Frequently Asked Questions

When in the measurement unit should I introduce these worksheets?

After at least two whole-group or small-group lessons involving real objects. Students who move to picture-based comparison without physical handling first tend to rely on visual guessing rather than applying the concept. Use real crayons, paper strips, and linking chains first — then the worksheet becomes practice rather than introduction.

What if students keep confusing length with height?

"Taller" applies to vertical comparisons; "longer" typically applies to horizontal ones, but many kindergartners use the terms interchangeably. Keep early worksheets consistent — all horizontal pairs or all vertical pairs — until students show confidence in each orientation before mixing them. When the confusion surfaces, name it directly: "When something is lying flat, we ask which is longer, not which is taller."

Can these worksheets serve as formative assessment?

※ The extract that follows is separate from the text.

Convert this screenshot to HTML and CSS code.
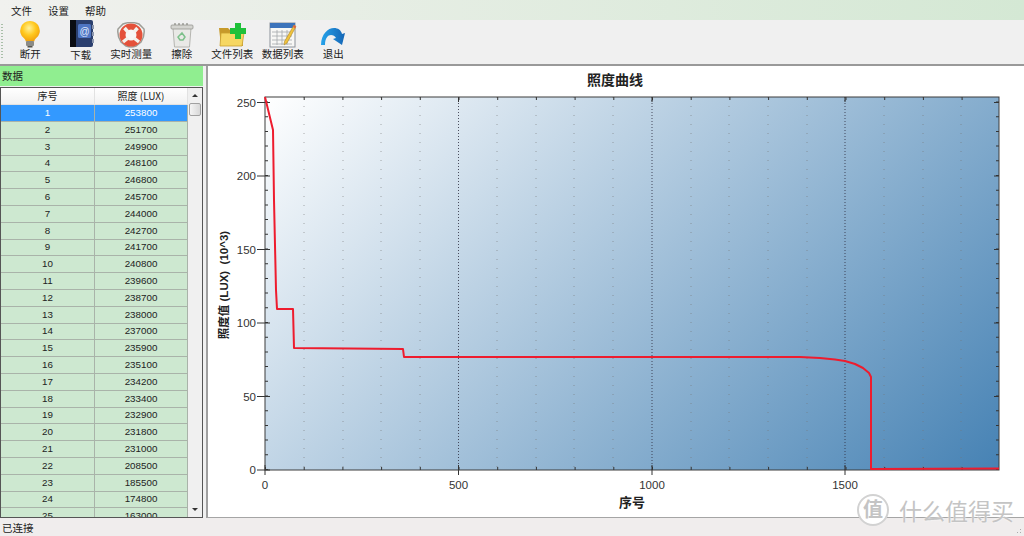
FILE: index.html
```html
<!DOCTYPE html>
<html lang="zh">
<head>
  <meta charset="UTF-8">
  <title>照度曲线</title>
  <link rel="stylesheet" href="styles.css">
</head>
<body>
  <div class="menubar">
    <span>文件</span>
    <span>设置</span>
    <span>帮助</span>
  </div>

  <div class="toolbar">
    <div class="gripper"></div>
    <div class="tool">
      <svg width="26" height="28" viewBox="0 0 26 28">
        <defs>
          <radialGradient id="bulb" cx="0.45" cy="0.35" r="0.7">
            <stop offset="0" stop-color="#fff29a"/>
            <stop offset="0.5" stop-color="#ffc81e"/>
            <stop offset="1" stop-color="#f09a08"/>
          </radialGradient>
        </defs>
        <path d="M13 1a9.700 9.700 0 0 0-6 17.300q1.600 1.500 1.800 3.200h8.400q.2-1.700 1.800-3.200A9.700 9.700 0 0 0 13 1z" fill="url(#bulb)"/>
        <rect x="9" y="21" width="8" height="5" rx="1" fill="#8b8b86"/>
        <rect x="10.500" y="26" width="5" height="1.500" fill="#55544f"/>
      </svg>
      <span>断开</span>
    </div>
    <div class="tool tool-low">
      <svg width="26" height="28" viewBox="0 0 26 28">
        <rect x="2" y="0" width="23" height="27" rx="2" fill="#2b3f6e"/>
        <rect x="2" y="0" width="6" height="27" fill="#0a0c12"/>
        <rect x="10" y="4" width="13" height="14" rx="1.500" fill="#4f76c4"/>
        <text x="16.500" y="15" class="icon-at">@</text>
        <path d="M25 5v4M25 12v4M25 19v4" stroke="#8d97ad" stroke-width="2"/>
      </svg>
      <span>下载</span>
    </div>
    <div class="tool">
      <svg width="28" height="26" viewBox="0 0 28 26">
        <path d="M6 2q8-3 16 0l5 5q1 7-3 13l-5 4q-5 2-10 0l-5-4Q0 14 1 7z" fill="#f4f4f2" stroke="#9c9c96" stroke-width="1.500"/>
        <circle cx="14" cy="13" r="8.500" fill="#f7f7f5" stroke="#e4513a" stroke-width="6"/>
        <path d="M7.500 6l3.500 4M20.500 6l-3.500 4M6 20l5-4M22 20l-5-4" stroke="#f3f1ec" stroke-width="3.500"/>
      </svg>
      <span>实时测量</span>
    </div>
    <div class="tool">
      <svg width="24" height="26" viewBox="0 0 24 26">
        <path d="M3 6h18l-1.500 19h-15z" fill="#e9e9e6" stroke="#b5b5b0"/>
        <rect x="1" y="3" width="22" height="4" rx="1" fill="#d4d4d0" stroke="#8e8e88" stroke-width="0.700"/>
        <path d="M5 3v-2M9 3v-2M13 3v-2M17 3v-2" stroke="#77776f"/>
        <path d="M12 11l3 4-2 3h-3l-2-3z" fill="none" stroke="#7cc08a" stroke-width="1.500"/>
      </svg>
      <span>擦除</span>
    </div>
    <div class="tool">
      <svg width="28" height="26" viewBox="0 0 28 26">
        <path d="M1 6h9l2 2h11l2 16H3z" fill="#c79a2a"/>
        <path d="M3 11h23l-2 13H2z" fill="#f6d762" stroke="#c99f2e" stroke-width="0.800"/>
        <path d="M17 1h6v5h5v6h-5v5h-6v-5h-5V6h5z" fill="#1fc13a"/>
      </svg>
      <span>文件列表</span>
    </div>
    <div class="tool">
      <svg width="28" height="26" viewBox="0 0 28 26">
        <rect x="1" y="1" width="25" height="24" fill="#f7f7f5" stroke="#8c929a"/>
        <rect x="1" y="1" width="25" height="5" fill="#3d73bb"/>
        <path d="M3 10h20M3 14h20M3 18h20M3 22h20M8 8v15M13 8v15M18 8v15" stroke="#a3a7aa" stroke-width="0.800"/>
        <path d="M25 3l2 1.500L18 21l-3 2 .5-3.500z" fill="#f0c33c" stroke="#a9842a" stroke-width="0.600"/>
        <path d="M25 3l2 1.500-1 2-2-1.500z" fill="#e0604a"/>
      </svg>
      <span>数据列表</span>
    </div>
    <div class="tool tool-exit">
      <svg width="26" height="20" viewBox="0 0 26 20">
        <defs>
          <linearGradient id="arrow" x1="0" y1="0" x2="1" y2="0">
            <stop offset="0" stop-color="#25a3ea"/>
            <stop offset="1" stop-color="#1565b5"/>
          </linearGradient>
        </defs>
        <path d="M1 18C1 7 8 1 14 1c4 0 7 2 8 6l3-1-3 12-9-6 3-1c-1-2-3-3-5-3-3 0-6 3-6 10z" fill="url(#arrow)"/>
      </svg>
      <span>退出</span>
    </div>
  </div>

  <div class="main">
    <div class="data-panel">
      <div class="panel-title">数据</div>
      <div class="grid-box">
        <div class="grid">
          <div class="row head"><div>序号</div><div>照度 (LUX)</div></div>
          <div class="row selected"><div>1</div><div>253800</div></div>
          <div class="row"><div>2</div><div>251700</div></div>
          <div class="row"><div>3</div><div>249900</div></div>
          <div class="row"><div>4</div><div>248100</div></div>
          <div class="row"><div>5</div><div>246800</div></div>
          <div class="row"><div>6</div><div>245700</div></div>
          <div class="row"><div>7</div><div>244000</div></div>
          <div class="row"><div>8</div><div>242700</div></div>
          <div class="row"><div>9</div><div>241700</div></div>
          <div class="row"><div>10</div><div>240800</div></div>
          <div class="row"><div>11</div><div>239600</div></div>
          <div class="row"><div>12</div><div>238700</div></div>
          <div class="row"><div>13</div><div>238000</div></div>
          <div class="row"><div>14</div><div>237000</div></div>
          <div class="row"><div>15</div><div>235900</div></div>
          <div class="row"><div>16</div><div>235100</div></div>
          <div class="row"><div>17</div><div>234200</div></div>
          <div class="row"><div>18</div><div>233400</div></div>
          <div class="row"><div>19</div><div>232900</div></div>
          <div class="row"><div>20</div><div>231800</div></div>
          <div class="row"><div>21</div><div>231000</div></div>
          <div class="row"><div>22</div><div>208500</div></div>
          <div class="row"><div>23</div><div>185500</div></div>
          <div class="row"><div>24</div><div>174800</div></div>
          <div class="row"><div>25</div><div>163000</div></div>
        </div>
        <div class="scrollbar">
          <div class="arrow-up"></div>
          <div class="thumb"></div>
          <div class="track"></div>
          <div class="arrow-down"></div>
        </div>
      </div>
    </div>

    <div class="chart-panel">
      <svg class="chart" viewBox="208 66 814 452" width="814" height="452">
        <defs>
          <linearGradient id="plot-bg" gradientUnits="userSpaceOnUse" x1="265" y1="97" x2="818.500" y2="650.500">
            <stop offset="0" stop-color="#ffffff"/>
            <stop offset="1" stop-color="#4682b4"/>
          </linearGradient>
        </defs>

        <text x="615" y="85" class="chart-title">照度曲线</text>

        <rect x="265" y="97" width="734" height="373" fill="url(#plot-bg)"/>

        <!-- grid, x axis only -->
        <path class="grid-minor" d="M304 97V470M343 97V470M381 97V470M420 97V470M497 97V470M536 97V470M574 97V470M613 97V470M691 97V470M729 97V470M768 97V470M807 97V470M884 97V470M923 97V470M961 97V470"/>
        <path class="grid-major" d="M458.500 97V470M652 97V470M845 97V470"/>

        <!-- minor ticks as dashes along each edge -->
        <line class="tick" x1="266.500" y1="470" x2="266.500" y2="97" stroke-dasharray="1 13.700"/>
        <line class="tick" x1="997.500" y1="470" x2="997.500" y2="97" stroke-dasharray="1 13.700"/>
        <line class="tick" x1="265" y1="468.500" x2="999" y2="468.500" stroke-dasharray="1 37.700"/>
        <line class="tick" x1="265" y1="98.500" x2="999" y2="98.500" stroke-dasharray="1 37.700"/>

        <!-- major ticks -->
        <path class="tick-major" d="M257 470H270M257 396.500H270M257 323H270M257 249.500H270M257 176H270M257 102.500H270"/>
        <path class="tick-major" d="M994 396.500H999M994 323H999M994 249.500H999M994 176H999M994 102.500H999"/>
        <path class="tick-major" d="M265 465V475M458.500 465V475M652 465V475M845 465V475"/>
        <path class="tick-major" d="M458.500 97V102M652 97V102M845 97V102"/>

        <rect class="plot-frame" x="265" y="97" width="734" height="373"/>

        <polyline class="curve" points="265,97 273,130 274,200 276,290 277,309 293,309 294,348 350,348.500 403,349 404,357 600,357 800,357 820,358 835,359.500 845,361 855,364 863,368 869,373 871,377 871,469 999,468.500"/>

        <g class="y-labels">
          <text x="256" y="474">0</text>
          <text x="256" y="401">50</text>
          <text x="256" y="327">100</text>
          <text x="256" y="254">150</text>
          <text x="256" y="180">200</text>
          <text x="256" y="107">250</text>
        </g>
        <g class="x-labels">
          <text x="265" y="489">0</text>
          <text x="458.500" y="489">500</text>
          <text x="652" y="489">1000</text>
          <text x="845" y="489">1500</text>
        </g>

        <text x="632" y="507" class="axis-title axis-title-x">序号</text>
        <text transform="translate(228 285) rotate(-90)" class="axis-title">照度值 (LUX)  (10^3)</text>
      </svg>
    </div>
  </div>

  <div class="statusbar">
    <span>已连接</span>
    <div class="grip"></div>
  </div>

  <div class="watermark">
    <div class="wm-badge">值</div>
    <div class="wm-text">什么值得买</div>
  </div>
</body>
</html>
```

FILE: styles.css
```css
* {
  box-sizing: border-box;
}
html, body {
  margin: 0;
  height: 100%;
}
body {
  position: relative;
  display: flex;
  flex-direction: column;
  width: 1024px;
  height: 536px;
  overflow: hidden;
  background: #f0f0f0;
  font-family: "Noto Sans CJK SC", "Liberation Sans", sans-serif;
  font-size: 10.5px;
  color: #222;
}

.menubar {
  display: flex;
  gap: 16px;
  align-items: center;
  height: 20px;
  padding-left: 11px;
  background: linear-gradient(to right, #f1f1ee, #d4e8d4);
}

.toolbar {
  display: flex;
  height: 46px;
  padding-left: 5px;
  border-bottom: 2px solid #999;
  background: #f0f0f0;
}
.gripper {
  position: absolute;
  left: 1px;
  top: 24px;
  width: 2px;
  height: 36px;
  background: repeating-linear-gradient(to bottom, #a9bfa9 0 1px, transparent 1px 3px);
}
.tool {
  display: flex;
  flex-direction: column;
  align-items: center;
  justify-content: flex-end;
  width: 50.5px;
  padding-bottom: 4px;
  white-space: nowrap;
  line-height: 13px;
}
.tool svg {
  margin-bottom: -1px;
}
.tool-low {
  padding-bottom: 3px;
}
.tool-low svg {
  margin-bottom: 0;
}
.tool-exit svg {
  margin-bottom: 0;
}
.icon-at {
  font-family: "Liberation Sans", sans-serif;
  font-size: 10px;
  fill: #dfe8fb;
  text-anchor: middle;
}

.main {
  display: flex;
  flex: 1;
  min-height: 0;
}

.data-panel {
  display: flex;
  flex-direction: column;
  width: 203px;
}
.panel-title {
  height: 20px;
  margin-bottom: 1px;
  padding-left: 2px;
  line-height: 19px;
  background: #90ee90;
}
.grid-box {
  display: flex;
  height: 431px;
  border: 1px solid #555;
  background: #f0f0f0;
}
.grid {
  width: 187px;
  overflow: hidden;
}
.row {
  display: grid;
  grid-template-columns: 94px 93px;
  height: 16.8px;
  background: #cde8d0;
  font-family: "Liberation Sans", "Noto Sans CJK SC", sans-serif;
  font-size: 9.8px;
  text-align: center;
  line-height: 16px;
}
.row div {
  border-right: 1px solid #a9b3a9;
  border-bottom: 1px solid #a9b3a9;
}
.head {
  height: 17px;
  background: linear-gradient(to bottom, #fff, #f1f1f1);
  font-family: "Noto Sans CJK SC", sans-serif;
  font-size: 10px;
}
.head div {
  border-color: #e2e2e2;
}
.selected {
  background: #3399ff;
  color: #fff;
}

.scrollbar {
  display: flex;
  flex-direction: column;
  align-items: center;
  width: 14px;
}
.arrow-up, .arrow-down {
  display: flex;
  align-items: center;
  justify-content: center;
  height: 15px;
}
.arrow-up::before, .arrow-down::before {
  content: "";
  border-left: 3px solid transparent;
  border-right: 3px solid transparent;
}
.arrow-up::before {
  border-bottom: 3px solid #333;
}
.arrow-down::before {
  border-top: 3px solid #333;
}
.thumb {
  width: 12px;
  height: 13px;
  border: 1px solid #a0a0a0;
  border-radius: 2px;
  background: linear-gradient(to right, #f4f4f4, #d8d8d8);
}
.track {
  flex: 1;
}

.chart-panel {
  width: 818px;
  margin-left: 3px;
  border-left: 2px solid #a0a0a0;
  background: #fff;
  border-bottom: 1px solid #a5a5a5;
}
.chart {
  display: block;
  font-family: "Liberation Sans", "Noto Sans CJK SC", sans-serif;
}
.chart-title {
  font-family: "Noto Sans CJK SC", sans-serif;
  font-size: 14px;
  font-weight: 700;
  text-anchor: middle;
  fill: #222;
}
.axis-title {
  font-family: "Liberation Sans", "Noto Sans CJK SC", sans-serif;
  font-size: 11.5px;
  font-weight: 700;
  text-anchor: middle;
  fill: #222;
  white-space: pre;
}
.axis-title-x {
  font-size: 13px;
}
.y-labels text, .x-labels text {
  font-size: 11.5px;
  fill: #333;
}
.y-labels text {
  text-anchor: end;
}
.x-labels text {
  text-anchor: middle;
}
.grid-minor {
  fill: none;
  stroke: #777;
  stroke-opacity: 0.6;
  stroke-dasharray: 1 8;
}
.grid-major {
  fill: none;
  stroke: #334;
  stroke-opacity: 0.85;
  stroke-dasharray: 1 2;
}
.tick {
  stroke: #333;
  stroke-width: 3;
}
.tick-major {
  fill: none;
  stroke: #333;
}
.plot-frame {
  fill: none;
  stroke: #3c3c3c;
}
.curve {
  fill: none;
  stroke: #ee1c2e;
  stroke-width: 2;
  stroke-linejoin: round;
}

.statusbar {
  display: flex;
  align-items: center;
  height: 18px;
  padding-left: 2px;
  background: #f0eded;
}
.grip {
  position: absolute;
  right: 1px;
  bottom: 1px;
  width: 10px;
  height: 10px;
  background: radial-gradient(circle, #aaa 1px, transparent 1px) 0 0 / 3px 3px;
  clip-path: polygon(100% 0, 100% 100%, 0 100%);
}

.watermark {
  position: absolute;
  right: 10px;
  bottom: 10px;
  display: flex;
  align-items: center;
  gap: 10px;
  color: #c4c4c4;
  text-shadow: 0 0 2px #fff;
}
.wm-badge {
  width: 32px;
  height: 32px;
  border: 2px solid #d2d2d2;
  border-radius: 50%;
  background: #fff;
  font-size: 20px;
  font-weight: 700;
  line-height: 26px;
  text-align: center;
}
.wm-text {
  font-size: 23px;
  line-height: 28px;
  white-space: nowrap;
}
```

Yes. A worksheet with four to six comparisons used as an exit task, with no teacher support during completion, gives clear information about which students are applying the endpoint-alignment habit and which are still guessing by overall appearance. Look specifically at whether errors cluster around pairs where the objects are not aligned at their left edges. That pattern points directly to the conceptual gap that needs reteaching.

How do I adapt these for English language learners?

Prioritize worksheets using visual response formats — circling, coloring, drawing a connecting line — over those requiring written labels. Pair each worksheet with a picture-based vocabulary reference showing each key term beside a clear visual example. The measurement concept does not require English fluency; the goal is to ensure the language load on the worksheet does not block access to the math task itself.